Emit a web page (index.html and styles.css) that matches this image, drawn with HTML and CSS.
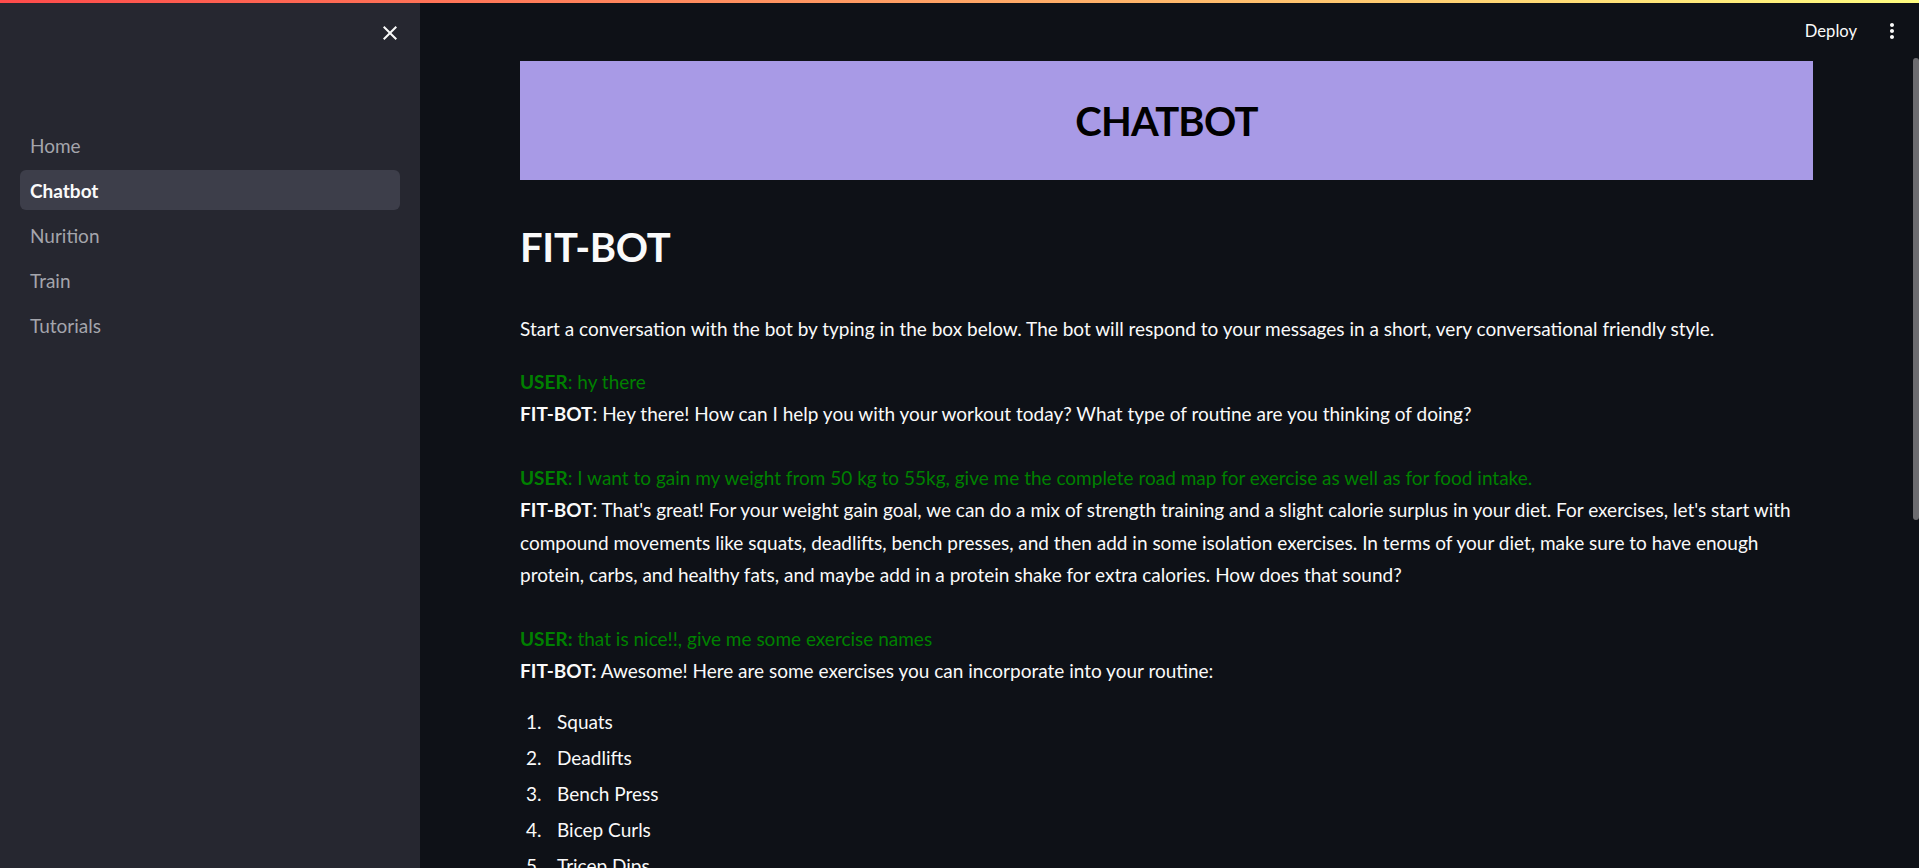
FILE: index.html
```html
<!DOCTYPE html>
<html lang="en">
<head>
<meta charset="utf-8">
<title>Chatbot</title>
<link rel="stylesheet" href="styles.css">
</head>
<body>
<div class="decoration"></div>
<div class="app">
  <aside class="sidebar">
    <div class="side-head">
      <svg class="close-icon" viewBox="0 0 24 24" aria-hidden="true"><path d="M19 6.41L17.59 5 12 10.59 6.41 5 5 6.41 10.59 12 5 17.59 6.41 19 12 13.41 17.59 19 19 17.59 13.41 12z"/></svg>
    </div>
    <nav class="nav">
      <a class="nav-item">Home</a>
      <a class="nav-item active">Chatbot</a>
      <a class="nav-item">Nurition</a>
      <a class="nav-item">Train</a>
      <a class="nav-item">Tutorials</a>
    </nav>
  </aside>
  <main class="main">
    <header class="header">
      <span class="deploy">Deploy</span>
      <svg class="kebab" viewBox="0 0 24 24" aria-hidden="true"><path d="M12 8c1.1 0 2-.9 2-2s-.9-2-2-2-2 .9-2 2 .9 2 2 2zm0 2c-1.1 0-2 .9-2 2s.9 2 2 2 2-.9 2-2-.9-2-2-2zm0 6c-1.1 0-2 .9-2 2s.9 2 2 2 2-.9 2-2-.9-2-2-2z"/></svg>
    </header>
    <section class="content">
      <div class="banner"><h2 class="banner-title">CHATBOT</h2></div>
      <h1 class="title">FIT-BOT</h1>
      <p class="intro">Start a conversation with the bot by typing in the box below. The bot will respond to your messages in a short, very conversational friendly style.</p>
      <div class="chat">
        <div class="exchange">
          <p class="user"><b>USER</b>: hy there</p>
          <p class="bot"><b>FIT-BOT</b>: Hey there! How can I help you with your workout today? What type of routine are you thinking of doing?</p>
        </div>
        <div class="exchange">
          <p class="user"><b>USER</b>: I want to gain my weight from 50 kg to 55kg, give me the complete road map for exercise as well as for food intake.</p>
          <p class="bot"><b>FIT-BOT</b>: That's great! For your weight gain goal, we can do a mix of strength training and a slight calorie surplus in your diet. For exercises, let's start with compound movements like squats, deadlifts, bench presses, and then add in some isolation exercises. In terms of your diet, make sure to have enough protein, carbs, and healthy fats, and maybe add in a protein shake for extra calories. How does that sound?</p>
        </div>
        <div class="exchange last">
          <p class="user"><b>USER:</b> that is nice!!, give me some exercise names</p>
          <p class="bot"><b>FIT-BOT:</b> Awesome! Here are some exercises you can incorporate into your routine:</p>
        </div>
        <ol class="list">
          <li>Squats</li>
          <li>Deadlifts</li>
          <li>Bench Press</li>
          <li>Bicep Curls</li>
          <li>Tricep Dips</li>
        </ol>
      </div>
    </section>
    <div class="scrollbar"></div>
  </main>
</div>
</body>
</html>
```
FILE: styles.css
```css
* { box-sizing: border-box; }
html, body { height: 100%; }
body {
  margin: 0;
  overflow: hidden;
  background: #0e1117;
  color: #fafafa;
  font-family: Lato, "Noto Sans", sans-serif;
}
.decoration {
  position: absolute;
  top: 0; left: 0; right: 0;
  height: 3px;
  z-index: 10;
  background: linear-gradient(90deg, #ff4b4b, #fffd80);
}
.app { display: flex; height: 100vh; }

/* sidebar */
.sidebar {
  width: 420px;
  flex: none;
  background: #262730;
  display: flex;
  flex-direction: column;
}
.side-head {
  display: flex;
  justify-content: flex-end;
  padding: 21px 18px 0 0;
}
.close-icon { width: 24px; height: 24px; fill: #fafafa; display: block; }
.nav {
  margin-top: 80px;
  padding: 0 20px;
  display: flex;
  flex-direction: column;
  gap: 5px;
}
.nav-item {
  height: 40px;
  display: flex;
  align-items: center;
  padding-left: 10px;
  border-radius: 6px;
  font-size: 19px;
  color: #a4a5ac;
}
.nav-item.active {
  background: #3d3e4a;
  color: #fafafa;
  font-weight: 700;
}

/* main */
.main {
  flex: 1;
  min-width: 0;
  position: relative;
  display: flex;
  flex-direction: column;
}
.header {
  height: 61px;
  flex: none;
  display: flex;
  justify-content: flex-end;
  align-items: flex-start;
  gap: 23px;
  padding: 19px 15px 0 0;
}
.deploy { font-size: 16.6px; line-height: 24px; color: #fafafa; }
.kebab { width: 24px; height: 24px; fill: #fafafa; display: block; }

.content { padding: 0 106px 0 100px; }
.banner {
  height: 119px;
  background: #a89ae6;
  display: flex;
  align-items: center;
  justify-content: center;
}
.banner-title {
  margin: 0;
  font-size: 40px;
  line-height: 1;
  font-weight: 700;
  letter-spacing: -0.8px;
  color: #000;
}
.title {
  margin: 42px 0 0;
  font-size: 40px;
  line-height: 50px;
  font-weight: 700;
  letter-spacing: -0.3px;
}
.intro {
  margin: 41px 0 20px;
  font-size: 19px;
  line-height: 32.5px;
}
.chat { font-size: 19px; line-height: 32.5px; }
.chat p { margin: 0; }
.chat b { font-weight: 700; }
.exchange { margin-bottom: 31px; }
.exchange.last { margin-bottom: 18px; }
.user { color: #008000; }
.bot { color: #fafafa; }
.list {
  margin: 0;
  padding: 0;
  list-style: none;
  counter-reset: n;
}
.list li {
  counter-increment: n;
  display: flex;
  padding-bottom: 3.5px;
}
.list li::before {
  content: counter(n) ".";
  width: 31px;
  padding-left: 6px;
  flex: none;
}
.scrollbar {
  position: absolute;
  top: 58px;
  right: 0;
  width: 6px;
  height: 462px;
  background: #6c6c70;
  border-radius: 3px;
}
```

Aim of the exercise: Print the whole listing above once more, word for word, without its pictures.

Reply to the exercise:
Emit a web page (index.html and styles.css) that matches this image, drawn with HTML and CSS.
FILE: index.html
```html
<!DOCTYPE html>
<html lang="en">
<head>
<meta charset="utf-8">
<title>Chatbot</title>
<link rel="stylesheet" href="styles.css">
</head>
<body>
<div class="decoration"></div>
<div class="app">
  <aside class="sidebar">
    <div class="side-head">
      <svg class="close-icon" viewBox="0 0 24 24" aria-hidden="true"><path d="M19 6.41L17.59 5 12 10.59 6.41 5 5 6.41 10.59 12 5 17.59 6.41 19 12 13.41 17.59 19 19 17.59 13.41 12z"/></svg>
    </div>
    <nav class="nav">
      <a class="nav-item">Home</a>
      <a class="nav-item active">Chatbot</a>
      <a class="nav-item">Nurition</a>
      <a class="nav-item">Train</a>
      <a class="nav-item">Tutorials</a>
    </nav>
  </aside>
  <main class="main">
    <header class="header">
      <span class="deploy">Deploy</span>
      <svg class="kebab" viewBox="0 0 24 24" aria-hidden="true"><path d="M12 8c1.1 0 2-.9 2-2s-.9-2-2-2-2 .9-2 2 .9 2 2 2zm0 2c-1.1 0-2 .9-2 2s.9 2 2 2 2-.9 2-2-.9-2-2-2zm0 6c-1.1 0-2 .9-2 2s.9 2 2 2 2-.9 2-2-.9-2-2-2z"/></svg>
    </header>
    <section class="content">
      <div class="banner"><h2 class="banner-title">CHATBOT</h2></div>
      <h1 class="title">FIT-BOT</h1>
      <p class="intro">Start a conversation with the bot by typing in the box below. The bot will respond to your messages in a short, very conversational friendly style.</p>
      <div class="chat">
        <div class="exchange">
          <p class="user"><b>USER</b>: hy there</p>
          <p class="bot"><b>FIT-BOT</b>: Hey there! How can I help you with your workout today? What type of routine are you thinking of doing?</p>
        </div>
        <div class="exchange">
          <p class="user"><b>USER</b>: I want to gain my weight from 50 kg to 55kg, give me the complete road map for exercise as well as for food intake.</p>
          <p class="bot"><b>FIT-BOT</b>: That's great! For your weight gain goal, we can do a mix of strength training and a slight calorie surplus in your diet. For exercises, let's start with compound movements like squats, deadlifts, bench presses, and then add in some isolation exercises. In terms of your diet, make sure to have enough protein, carbs, and healthy fats, and maybe add in a protein shake for extra calories. How does that sound?</p>
        </div>
        <div class="exchange last">
          <p class="user"><b>USER:</b> that is nice!!, give me some exercise names</p>
          <p class="bot"><b>FIT-BOT:</b> Awesome! Here are some exercises you can incorporate into your routine:</p>
        </div>
        <ol class="list">
          <li>Squats</li>
          <li>Deadlifts</li>
          <li>Bench Press</li>
          <li>Bicep Curls</li>
          <li>Tricep Dips</li>
        </ol>
      </div>
    </section>
    <div class="scrollbar"></div>
  </main>
</div>
</body>
</html>
```
FILE: styles.css
```css
* { box-sizing: border-box; }
html, body { height: 100%; }
body {
  margin: 0;
  overflow: hidden;
  background: #0e1117;
  color: #fafafa;
  font-family: Lato, "Noto Sans", sans-serif;
}
.decoration {
  position: absolute;
  top: 0; left: 0; right: 0;
  height: 3px;
  z-index: 10;
  background: linear-gradient(90deg, #ff4b4b, #fffd80);
}
.app { display: flex; height: 100vh; }

/* sidebar */
.sidebar {
  width: 420px;
  flex: none;
  background: #262730;
  display: flex;
  flex-direction: column;
}
.side-head {
  display: flex;
  justify-content: flex-end;
  padding: 21px 18px 0 0;
}
.close-icon { width: 24px; height: 24px; fill: #fafafa; display: block; }
.nav {
  margin-top: 80px;
  padding: 0 20px;
  display: flex;
  flex-direction: column;
  gap: 5px;
}
.nav-item {
  height: 40px;
  display: flex;
  align-items: center;
  padding-left: 10px;
  border-radius: 6px;
  font-size: 19px;
  color: #a4a5ac;
}
.nav-item.active {
  background: #3d3e4a;
  color: #fafafa;
  font-weight: 700;
}

/* main */
.main {
  flex: 1;
  min-width: 0;
  position: relative;
  display: flex;
  flex-direction: column;
}
.header {
  height: 61px;
  flex: none;
  display: flex;
  justify-content: flex-end;
  align-items: flex-start;
  gap: 23px;
  padding: 19px 15px 0 0;
}
.deploy { font-size: 16.6px; line-height: 24px; color: #fafafa; }
.kebab { width: 24px; height: 24px; fill: #fafafa; display: block; }

.content { padding: 0 106px 0 100px; }
.banner {
  height: 119px;
  background: #a89ae6;
  display: flex;
  align-items: center;
  justify-content: center;
}
.banner-title {
  margin: 0;
  font-size: 40px;
  line-height: 1;
  font-weight: 700;
  letter-spacing: -0.8px;
  color: #000;
}
.title {
  margin: 42px 0 0;
  font-size: 40px;
  line-height: 50px;
  font-weight: 700;
  letter-spacing: -0.3px;
}
.intro {
  margin: 41px 0 20px;
  font-size: 19px;
  line-height: 32.5px;
}
.chat { font-size: 19px; line-height: 32.5px; }
.chat p { margin: 0; }
.chat b { font-weight: 700; }
.exchange { margin-bottom: 31px; }
.exchange.last { margin-bottom: 18px; }
.user { color: #008000; }
.bot { color: #fafafa; }
.list {
  margin: 0;
  padding: 0;
  list-style: none;
  counter-reset: n;
}
.list li {
  counter-increment: n;
  display: flex;
  padding-bottom: 3.5px;
}
.list li::before {
  content: counter(n) ".";
  width: 31px;
  padding-left: 6px;
  flex: none;
}
.scrollbar {
  position: absolute;
  top: 58px;
  right: 0;
  width: 6px;
  height: 462px;
  background: #6c6c70;
  border-radius: 3px;
}
```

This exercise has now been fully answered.